One of those disconnections that are out there and are in the way of Big Democracy are these disconnected narratives we tell ourselves, these narratives about who belongs and who doesn’t. There are lots of people in this country who were born in this country, who went to school in this country, lots of young people in this state whose parents weren’t U.S. citizens. And because of the disconnected narrative we tell about them, they are cut off from opportunities. We call them illegal. But a group of these young people actually got together and organized themselves differently to change that narrative from one of disconnection to connection, and they call themselves undocumented. In the midst of doing that they basically were saying many things. One, that migration is beautiful. Two, that they weren’t illegal, the problem was the bureaucracy, the system that didn’t know how to recognize them. And because of this reframing they have actually created the opportunity in many states to actually take on this issue and start to create these new paths for them to be engaged.
Another of these narratives of disconnection that are out that affect our ability to come together affects me very personally. And that is the one that says by virtue of me being a black man, I somehow am a threat. And Black Lives Matter did something really beautiful. It actually reframed that into a conversation of connection. The notion of Black Lives Matter was to say, no, the reality of black lives is that they’re not about threat, they’re about the fact that people of all races actually matter, and particularly black people matter. And this has ignited a debate and a conversation in this country around race like we’ve never had before.
But these narratives of disconnection don’t just affect people of color. In 2008, when we were faced with the largest housing mortgage crisis in this country, millions of people lost their homes and all the wealth that they had, the narrative of disconnection that was told then is that the problem was there were too many people who were actually given loans who couldn’t afford them, shouldn’t have had them in the first place, and that’s why the market collapsed. When Occupy identified the 1% they shifted that, and they basically said those people who lost their homes were actually part of the 99% of this world who are living in the conditions that they are because of the extraordinary wealth that the 1% hold and what they control.

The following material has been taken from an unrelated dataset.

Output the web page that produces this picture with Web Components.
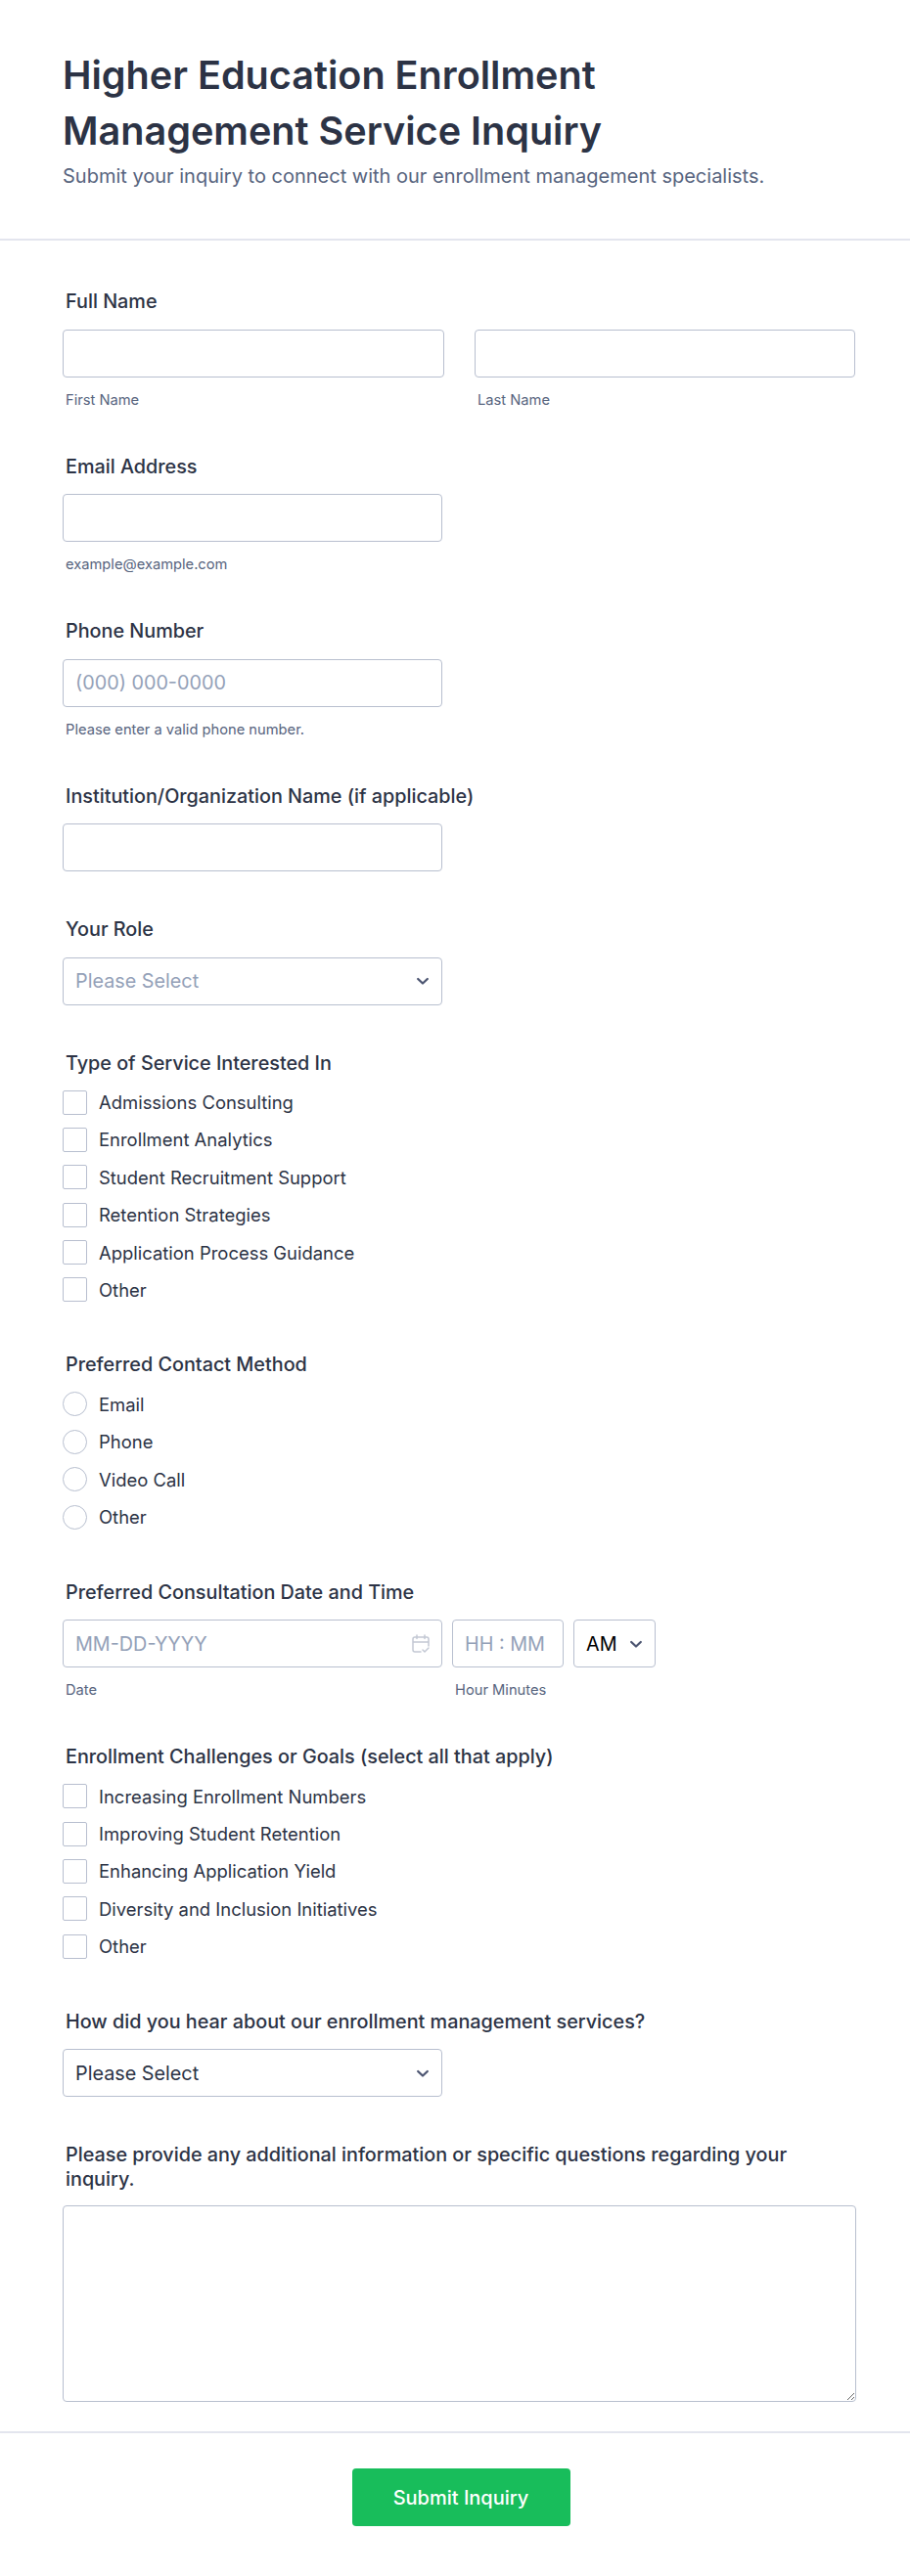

There’s also another disconnection that happens. This is a disconnection around communication, meaning the disconnections about who actually needs information or has information. So in 1931, in Tennessee, young Miles Horton started something called the Highlander Folk School. He started it as an opportunity for coal mining families to actually come together and learn from each other, talk to each other so they can actually share the conditions and start to figure out how to come to local solutions for their problems. Over the years it became a center for activity of organizing in the south, one of the few places where blacks and whites and labor unionists could come together. In 1961, Miles was arrested and Highlander was closed down temporarily. His crime? Going to one part of the state, getting information, and bringing it to another part of the state. Now it’s kind of hard to imagine in this day and age that someone could be arrested for that. With Facebook and Twitter, with the free flow of information, how could that happen? I guess actually Snowden and Assange could tell you how that could happen.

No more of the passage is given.